A letter from John from Exeter saying he is expecting a letter every minute giving him instructions to join his Unit. He writes in very low spirits. I think South Africa was enough for him. Agnes said she felt very ill – so I got up and arranged the room and got her up to my room and Mother went out for the doctor. He wasn’t in so she left a note. Agnes seemed better and not so low spirited when I had her in a cheerful room, but oh dear I don’t want the work of it. I feel so tired myself and disagreeable and overwrought I want to shriek.
I went out 12 to 1 with ‘Dear Love’. Read papers all the afternoon, writing and needlework in the evening waiting for the doctor – then as he didn’t come I went round and asked him to come early tomorrow morning if not tonight. He was still out so did not turn up.
This entry from Kate’s diary speaks for itself. That the day’s events – both national and domestic -have left her tired, disagreeable and overwrought seems entirely natural. Who wouldn’t want to shriek?
But what of those who did not keep diaries? Perhaps I’ll take the opportunity on this commemorative day to tell briefly how the War affected one other small family.

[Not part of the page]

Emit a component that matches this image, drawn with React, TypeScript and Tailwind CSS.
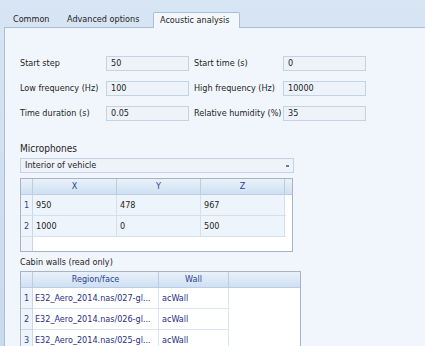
import React from "react";

const font = { fontFamily: '"DejaVu Sans Condensed", "DejaVu Sans", Verdana, sans-serif' };

function Field({ value }: { value: string }) {
  return (
    <div className="h-[15px] w-[83px] border border-[#c3d3e6] bg-[#eef3f9] pl-[4px] text-[9px] leading-[13px] text-[#1e1e1e]">
      {value}
    </div>
  );
}

export default function App() {
  return (
    <div
      className="w-[425px] h-[346px] overflow-hidden flex flex-col bg-gradient-to-b from-[#d8e5f4] to-[#c8daee] text-[9px] text-[#1e1e1e] whitespace-nowrap"
      style={font}
    >
      {/* Tabs */}
      <div className="h-[27px] flex items-end shrink-0">
        <div className="w-[13px]" />
        <div className="h-[15px] leading-[15px] w-[54px]">Common</div>
        <div className="h-[15px] leading-[15px] w-[86px]">Advanced options</div>
        <div className="h-[16px] leading-[15px] w-[87px] pl-[6px] border border-b-0 border-[#a6bfdd] rounded-t-[2px] bg-[#f3f7fc] relative top-[1px]">
          Acoustic analysis
        </div>
      </div>
      {/* Panel */}
      <div className="flex-1 ml-[4px] border-l border-t border-[#a6bfdd] bg-[#f1f6fc] pl-[15px] pt-[28px]">
        <div className="flex flex-col gap-[10px]">
          {[
            ["Start step", "50", "Start time (s)", "0"],
            ["Low frequency (Hz)", "100", "High frequency (Hz)", "10000"],
            ["Time duration (s)", "0.05", "Relative humidity (%)", "35"],
          ].map((r) => (
            <div key={r[0]} className="flex items-center h-[15px]">
              <div className="w-[86px]">{r[0]}</div>
              <Field value={r[1]} />
              <div className="w-[94px] pl-[5px]">{r[2]}</div>
              <Field value={r[3]} />
            </div>
          ))}
        </div>
        <div className="mt-[22px] text-[10px] leading-[12px]">Microphones</div>
        <div className="mt-[3px] w-[274px] h-[15px] border border-[#c3d3e6] bg-[#eef3f9] pl-[4px] flex items-center justify-between pr-[4px]">
          <span className="leading-[13px]">Interior of vehicle</span>
          <span className="w-[3px] h-[2px] bg-[#6d7a8c]" />
        </div>
        {/* Table 1 */}
        <div className="mt-[5px] w-[273px] h-[74px] border border-[#a9b4c2] bg-white flex flex-col">
          <div className="flex h-[16px] bg-gradient-to-b from-[#e9f1fa] to-[#cfe0f3] border-b border-[#b9cde4] text-[#2b3f8e]">
            <div className="w-[12px] border-r border-[#b9cde4]" />
            <div className="w-[84px] border-r border-[#b9cde4] text-center leading-[15px]">X</div>
            <div className="w-[84px] border-r border-[#b9cde4] text-center leading-[15px]">Y</div>
            <div className="w-[84px] border-r border-[#b9cde4] text-center leading-[15px]">Z</div>
            <div className="flex-1" />
          </div>
          {[
            ["1", "950", "478", "967"],
            ["2", "1000", "0", "500"],
          ].map((r) => (
            <div key={r[0]} className="flex h-[21px] w-[265px] border-b border-[#d2e0ef]">
              <div className="w-[12px] bg-[#eef4fb] border-r border-[#c8d8ea] text-[#2b3f8e] text-center leading-[20px]">{r[0]}</div>
              <div className="w-[84px] bg-[#eef4fb] border-r border-[#d2e0ef] pl-[3px] leading-[20px]">{r[1]}</div>
              <div className="w-[84px] bg-[#eef4fb] border-r border-[#d2e0ef] pl-[3px] leading-[20px]">{r[2]}</div>
              <div className="w-[84px] bg-[#eef4fb] border-r border-[#d2e0ef] pl-[3px] leading-[20px]">{r[3]}</div>
            </div>
          ))}
          <div className="flex-1 flex">
            <div className="w-[12px] bg-[#eef4fb] border-r border-[#c8d8ea]" />
          </div>
        </div>
        <div className="mt-[4px] leading-[12px]">Cabin walls (read only)</div>
        {/* Table 2 */}
        <div className="mt-[3px] w-[281px] border border-[#a9b4c2] border-b-0 bg-white flex flex-col">
          <div className="flex h-[16px] bg-gradient-to-b from-[#e9f1fa] to-[#cfe0f3] border-b border-[#b9cde4] text-[#2b3f8e]">
            <div className="w-[12px] border-r border-[#b9cde4]" />
            <div className="w-[126px] border-r border-[#b9cde4] text-center leading-[15px]">Region/face</div>
            <div className="w-[70px] border-r border-[#b9cde4] text-center leading-[15px]">Wall</div>
            <div className="flex-1" />
          </div>
          {[
            ["1", "E32_Aero_2014.nas/027-gl..."],
            ["2", "E32_Aero_2014.nas/026-gl..."],
            ["3", "E32_Aero_2014.nas/025-gl..."],
          ].map((r) => (
            <div key={r[0]} className="flex h-[21px]">
              <div className="w-[12px] bg-[#eef4fb] border-r border-b border-[#c8d8ea] text-[#2b3f8e] text-center leading-[20px]">{r[0]}</div>
              <div className="w-[126px] border-r border-b border-[#d9e6f3] pl-[2px] leading-[20px] text-[#1f2e8a] overflow-hidden">{r[1]}</div>
              <div className="w-[70px] border-r border-b border-[#d9e6f3] pl-[3px] leading-[20px] text-[#1f2e8a]">acWall</div>
              <div className="flex-1" />
            </div>
          ))}
        </div>
      </div>
    </div>
  );
}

On 4 August 1914 my mother, Margaret Wallace, born on 5 October 1913, was one day short of ten months old. She was living with her parents in Edinburgh where her father, Thomas Wallace, was a cashier in a brewery. On 2 December 1915, a couple of months after her second birthday, he joined up, aged 27. He qualified as a signaller and telephonist (First class signalling certificate )with the Royal Garrison Artillery, was mobilized on 17 August 1916, setting sail from Plymouth for France.
He served in France until November 1917 when the 289th Siege Battery was redeployed to northern Italy. I have read 289 Siege Battery’s War Diary (held in the National Archives -WO 95/4205 289) which covers the period from Dec 1917 to May 1918 and gives a very interesting picture of army life up in the mountains above Vicenza. The officers seem to have enjoyed reasonably regular short breaks, allowing them visits to Rome.
Thomas Wallace’s army record seems uneventful. On 22 March 1918 he was admonished by the C.O. for turning up 85 minutes late to 9pm Roll Call, so I hope he had been having some fun. I doubt he ever got to Rome. On 19 April he was awarded First Class Proficiency Pay of ‘6d per diem’ and on 17 May was sent on a ‘Pigeon Course’ at General Headquarters, rejoining his Battery a week later. Three weeks later, on 15 June, during the first day of the battle of Asiago he was killed. Army records show that his effects – comprising photos, 21shillings, metal wrist watch (broken) and signaller’s certificate – were returned to his widow, my grandmother.
The story handed down in the family ran something along the lines that, as a signaller, Thomas Wallace had been alerted to the fact that the Austrians were about to make a surprise attack, that communications had been disrupted and that he was relaying this information in person when he was killed. One is naturally very wary of ‘family’ stories, knowing full well how they get corrupted in the telling but in records held in the National Archives, I did read, in a report of the battle of 15 June,
“289 Siege battery detached and section from them to engage suitable targets among the enemy’s advancing infantry
10.15 Runner and motor cyclists used because lines cut to brigade headquarters
Casualties in Brigade: 1 officer and 4 other ranks killed.’
The report of course doesn’t name the ‘other ranks’ but I wondered if Gunner Thomas Wallace was not one of those men.
He is buried at Magnaboschi Cemetery, a lovely tranquil spot, which when we visited some years ago we approached on foot through meadows. A fair proportion of the men buried in this small cemetery were also killed on 15 June 1918. The War Graves Commission information for Thomas Wallace is correct, whereas that created by the War Office is careless enough to have him killed in France. It just shows that one should never trust even the most official of records without corroborating evidence. Some years ago I did manage to get his entry corrected in the Roll of Honour of the Royal Garrison Artillery, contained in Scottish National War Memorial in Edinburgh Castle. Wasn’t it just typical, I thought, when you know something about anything ‘They’ would get it wrong.
That cemetery was a world away from the life my grandmother knew – the villages and small towns of Fife. I doubt she ever saw a photograph of his grave. She never seemed to recover from his death. Life on a war widow’s pension was a struggle. She kept all the letters he sent from the War – and when I was about 12 years old I was allowed to read one or two. I particularly remember one that described his crossing of the Lombardy Plain on the way to Italy. Alas, those letters disappeared around the time of her death in a nursing home in the early 1960s.
Like so many other children of their generation my mother and her brother, who was born in December 1917, grew up without a father. That was all they had ever known.
What were that young couple saying to each other as they discussed the news of War in their Edinburgh tenement on 4 August 1914? Until now they had surely been more content with life than had Kate Frye. Did they sense the cataclysm awaiting them? Alas, however well one may understand the situation of those close by ties of blood, without a written record it is impossible to know them in the way that a diarist – such as Kate – has determined that we should know her. It is Kate’s mood that I feel still reverberating this centennial Fourth of August.
Incidentally, although Thomas Wallace may not have seen much more of Italy than the Lombardy Plain and the Dolomites, one of his great-granddaughters is now exceptionally well-acquainted with Rome – find her at Understanding Rome. Isn’t it remarkable the pattern Life makes?